Invoking the method.
Each reflected method amounts to a bit of byte code that invokes the target method with a bit of boilerplate to match the reflection interface. Before it can do that it must perform some sanity checks so it can complain with nice messages rather than letting the runtime throw ClassCastException and similar exceptions.
If an instance method check the instance passed in isnt null and is the right type.
Check the arguments parameter includes the right amount and type of parameters.
Execute the method within a try catch. In the catch throw ITE etc.

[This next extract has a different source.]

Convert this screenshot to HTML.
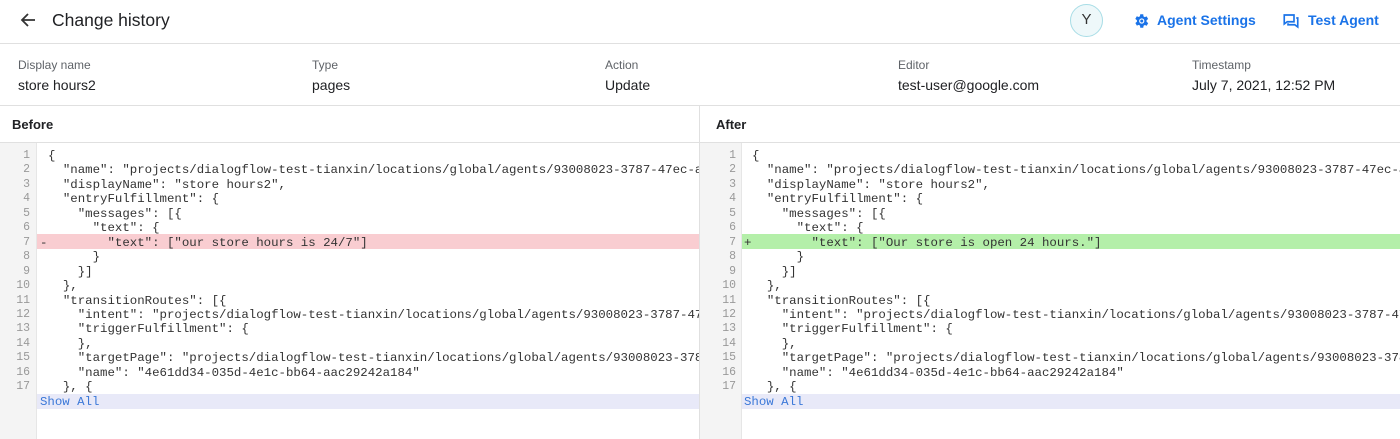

All these extras add some cost - not a lot but it does make things slower.
Runtime costs
In general caching methods and invoking that isnt cost but is a bit slower. The reflection api itself does attempt to cache methods and classes but finding the right method and so on is still a slow operation.
I think the important thing to remember is the relative cost in the overall application. Is reflection slower then normal object creation? Yes. Has reflection got better and faster? Yes. But really these points aren't very important when comparing the cost of reflection versus going over the wire and doing something with the database, which is what hibernate does - the cost becomes completely negligible and I'd say we are not paying the price.
The cost of persistence and retrieval is many times the cost of reflection. To access a record from a DB might take 1-10 ms and to construct an object with reflection might take 0.001 to 0.01 ms.
Doesn't NHibernate cache the class info gathered through reflection so you only pay the penalty the first time?
You really pay the reflection penalty by using NHibernate but its extensibility allow you to avoid 90% of them if you provide all optimized reflection implementation via NHibernate.Bytecode.IBytecodeProvider.